The city’s retail cannabis locator map shows that Fresno Canna Co. falls within a sizable buffer zone in northwest Fresno.

Fresno Canna Co. location featured in dark red parcel with light red buffer area. Graphic Courtesy: City of Fresno.

Viola Fresno and Traditional are located at 755 Van Ness Ave. and 6926 N. Weber Ave., respectively, both of which are in approved areas beyond 800-foot buffers.

The city can award up to six of the 21 total licenses to social equity candidates.

The rest will be awarded to standard retail applicants, some of which are also in violation of the city’s buffer zone.

One such applicant? A Cookies-brand retail store that is proposed for 7315 N. Blackstone Ave.

Its property, which once housed the Toledo’s restaurant and currently sits as a dirt lot, falls within 800 feet of Pinedale Elementary School.

While standard retail licenses have yet to be issued, the application for the Cookies location ranked No. 1 in the city’s preliminary scoring ahead of its second phase interview at 83.31 percent.

Proposed Cookies location in northwest Fresno inside of Pinedale Elementary School buffer zone. Graphic Courtesy: City of Fresno.

A Clovis Unified School District spokeswoman told The Sun that the City of Fresno did not notify the district that a retail cannabis dispensary was being considered for the location.

In a statement, she noted that the school district had been notified about renovation on the property, which resulted in the demolition of the building.

With the specter raised of a cannabis dispensary opening near Clovis Unified’s poorest per capita elementary school, the district threw down the gauntlet.

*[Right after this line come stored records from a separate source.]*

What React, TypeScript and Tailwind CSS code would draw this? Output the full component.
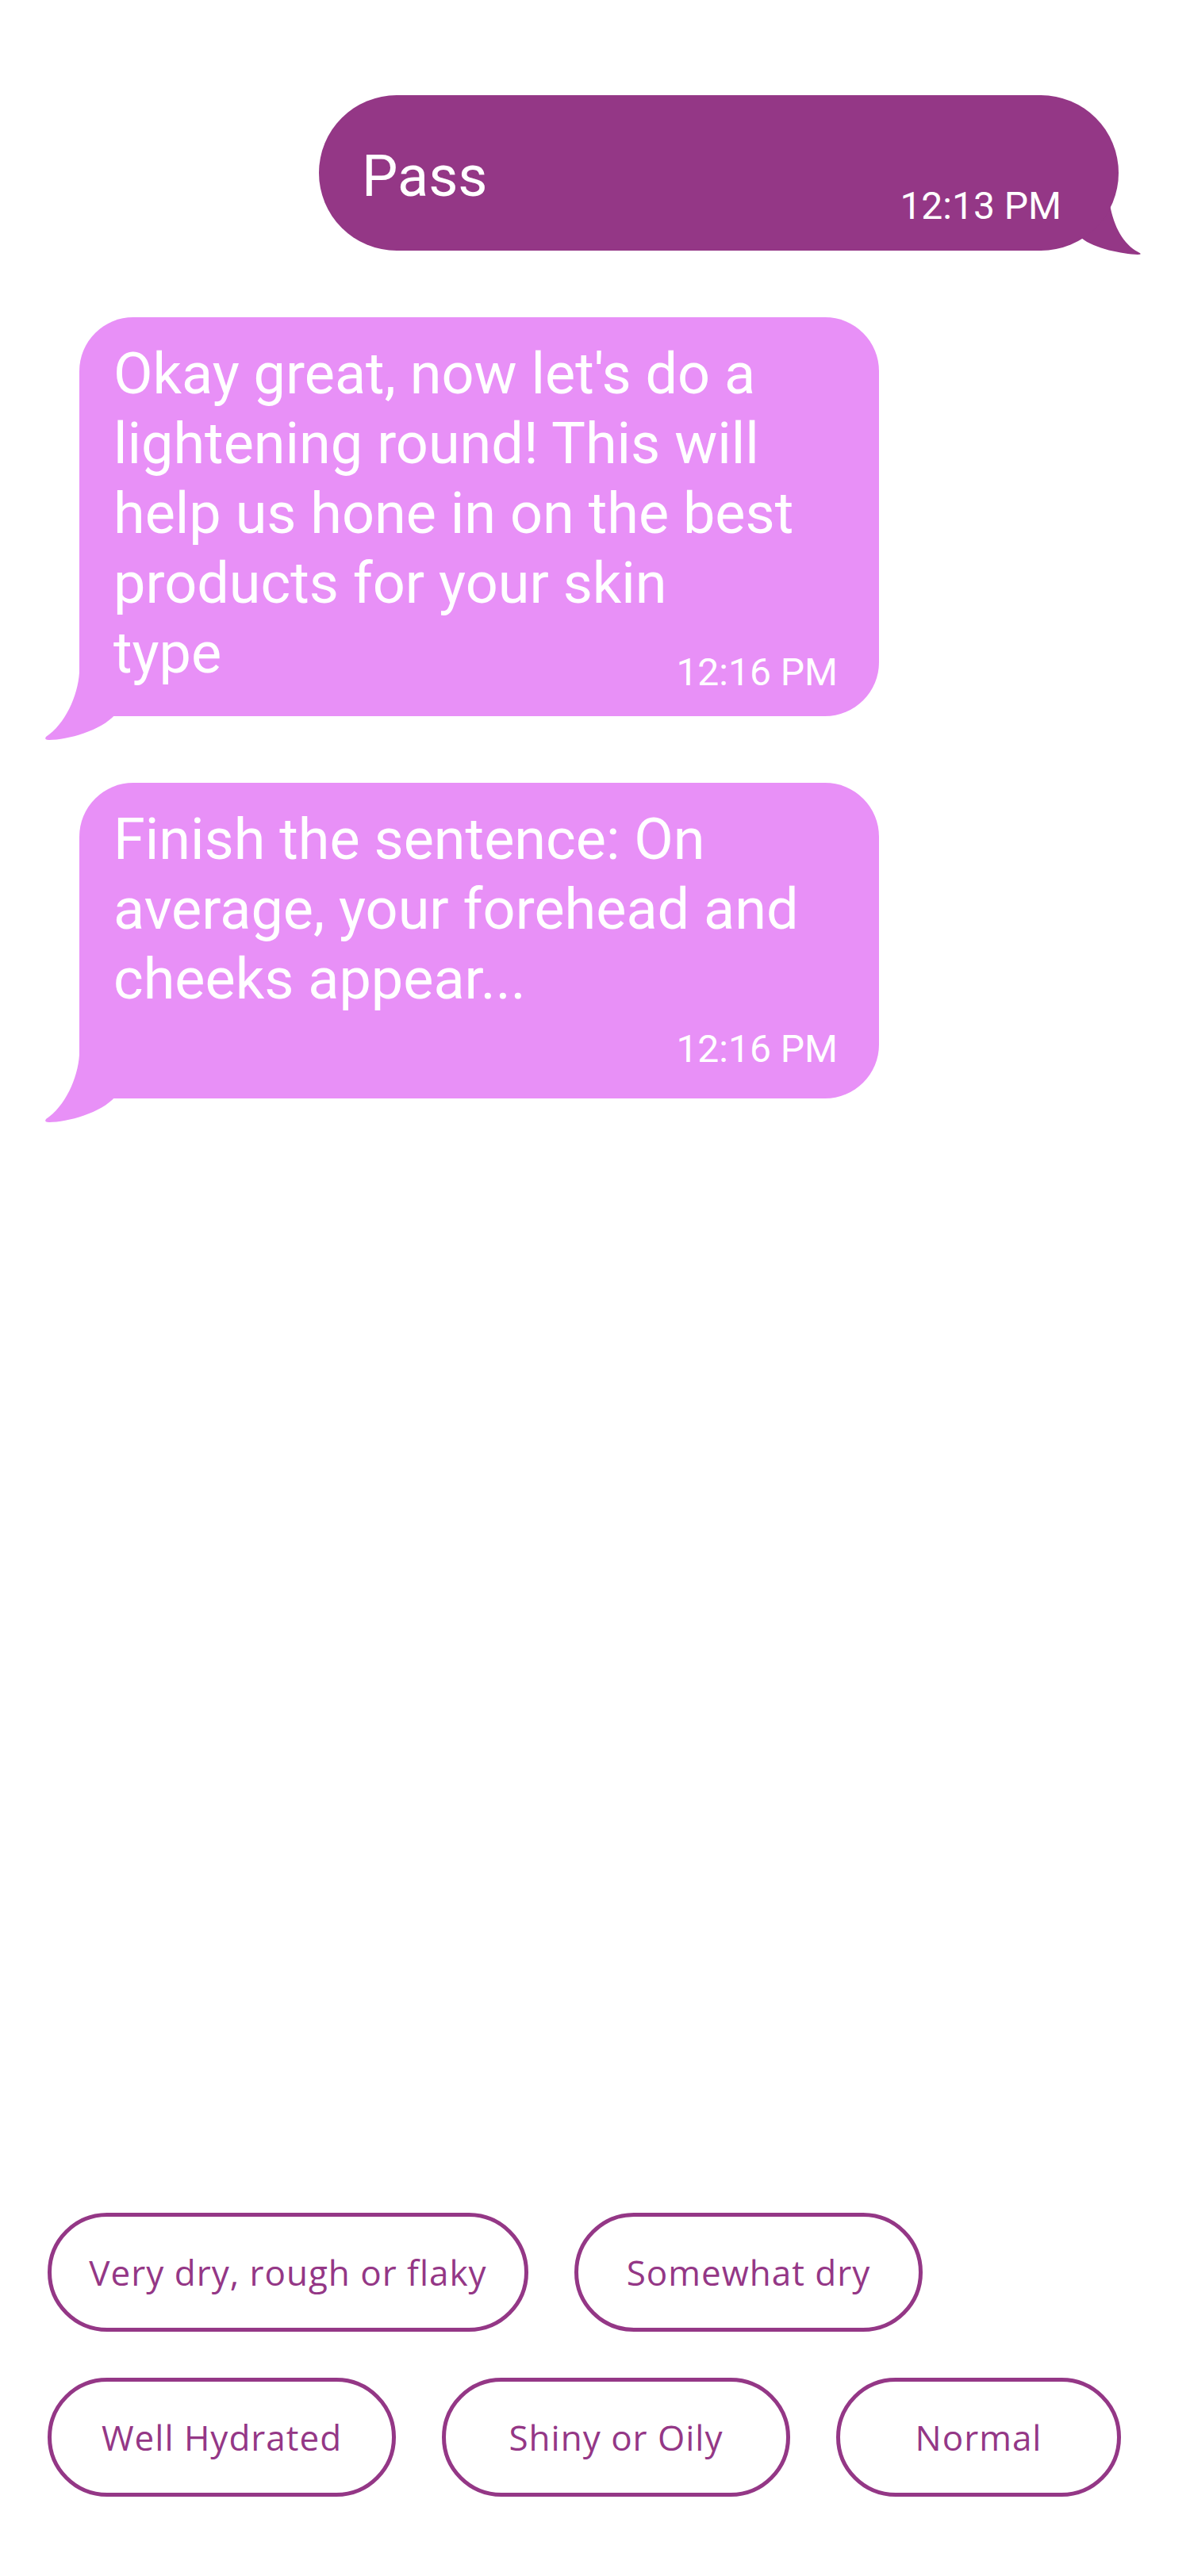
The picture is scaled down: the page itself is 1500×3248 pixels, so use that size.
import React from "react";

const DARK = "#943786";

function LeftTail() {
  return (
    <svg
      className="absolute left-[-50px] bottom-[-40px] w-[110px] h-[110px]"
      viewBox="-50 -70 110 110"
    >
      <path
        d="M 0 -55 C -2 -25, -18 10, -42 26 Q -45 30, -38 30 C -15 30, 28 18, 45 -2 L 45 -60 L 0 -60 Z"
        fill="#e890f7"
      />
    </svg>
  );
}

function RightTail() {
  return (
    <svg
      className="absolute right-[-40px] bottom-[-20px] w-[110px] h-[100px]"
      viewBox="-70 -80 110 100"
    >
      <path
        d="M -11 -58 C -6 -30, 6 -8, 25 2 Q 31 5, 24 5 C 5 4, -30 -2, -47 -16 L -40 -60 Z"
        fill={DARK}
      />
    </svg>
  );
}

function Chip({ label, w }: { label: string; w: string }) {
  return (
    <div
      className={`${w} h-[150px] rounded-full border-[5px] border-[#943786] flex items-center justify-center text-[#943786] text-[44px] tracking-[1px] font-['Open_Sans',sans-serif]`}
    >
      {label}
    </div>
  );
}

export default function App() {
  return (
    <div className="w-[1500px] h-[3248px] bg-white flex flex-col font-['Roboto',sans-serif] text-white">
      <div className="pt-[120px] flex flex-col gap-[84px]">
        {/* Pass bubble */}
        <div className="self-end mr-[90px] w-[1008px] h-[196px] relative">
          <RightTail />
          <div className="relative w-full h-full rounded-full bg-[#943786] pl-[54px] pr-[72px] pt-[59px]">
            <div className="text-[72px] leading-[88px]">Pass</div>
            <div className="text-right text-[48px] leading-[54px] mt-[-34px]">12:13 PM</div>
          </div>
        </div>

        {/* Bubble 1 */}
        <div className="ml-[100px] w-[1008px] relative">
          <LeftTail />
          <div className="relative rounded-[68px] rounded-bl-none bg-[#e890f7] pl-[43px] pr-[52px] pt-[28px] pb-[28px]">
            <div className="text-[72px] leading-[88px] whitespace-nowrap">
              <div>Okay great, now let's do a</div>
              <div>lightening round! This will</div>
              <div>help us hone in on the best</div>
              <div>products for your skin</div>
              <div>type</div>
            </div>
            <div className="text-right text-[48px] leading-[54px] mt-[-47px]">12:16 PM</div>
          </div>
        </div>

        {/* Bubble 2 */}
        <div className="ml-[100px] w-[1008px] relative">
          <LeftTail />
          <div className="relative rounded-[68px] rounded-bl-none bg-[#e890f7] pl-[43px] pr-[52px] pt-[28px] pb-[35px]">
            <div className="text-[72px] leading-[88px] whitespace-nowrap">
              <div>Finish the sentence: On</div>
              <div>average, your forehead and</div>
              <div>cheeks appear...</div>
            </div>
            <div className="text-right text-[48px] leading-[54px] mt-[17px]">12:16 PM</div>
          </div>
        </div>
      </div>

      <div className="mt-auto pl-[60px] pb-[100px] flex flex-col gap-[58px]">
        <div className="flex gap-[58px]">
          <Chip label="Very dry, rough or flaky" w="w-[606px]" />
          <Chip label="Somewhat dry" w="w-[439px]" />
        </div>
        <div className="flex gap-[58px]">
          <Chip label="Well Hydrated" w="w-[439px]" />
          <Chip label="Shiny or Oily" w="w-[439px]" />
          <Chip label="Normal" w="w-[359px]" />
        </div>
      </div>
    </div>
  );
}
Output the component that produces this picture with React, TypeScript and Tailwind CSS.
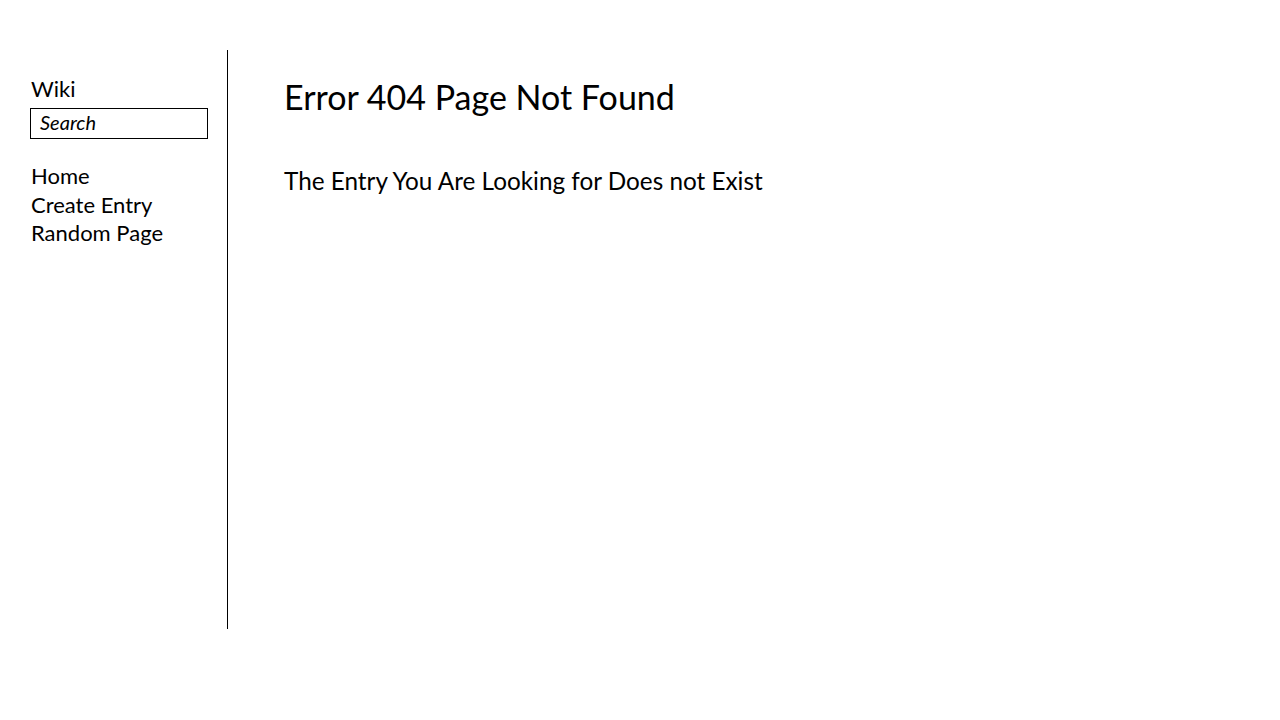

“If the location was being considered, as your information implies, for a retail cannabis facility, we would object to that based on its proximity to Pinedale Elementary School,” Clovis Unified spokeswoman Kelly Avants said in response to the Fresno’s cannabis buffer maps.

In a statement, City of Fresno spokeswoman Sontaya Rose said that applicants who moved into the interview phase of the city’s cannabis process, including Fresno Canna Co., The Artist Tree, and the Cookies location on Blackstone Ave., were all required to obtain a zoning inquiry letter demonstrating their site was eligible for cannabis uses.

Zoning inquiry letters are generated by Fresno’s Planning and Development department.

“Current available information does not show those sites within 800 feet of a school,” Rose said, despite displays of violations via the city’s retail cannabis mapping service.

“This will be vetted further during the [Conditional Use Permit] process,” she added.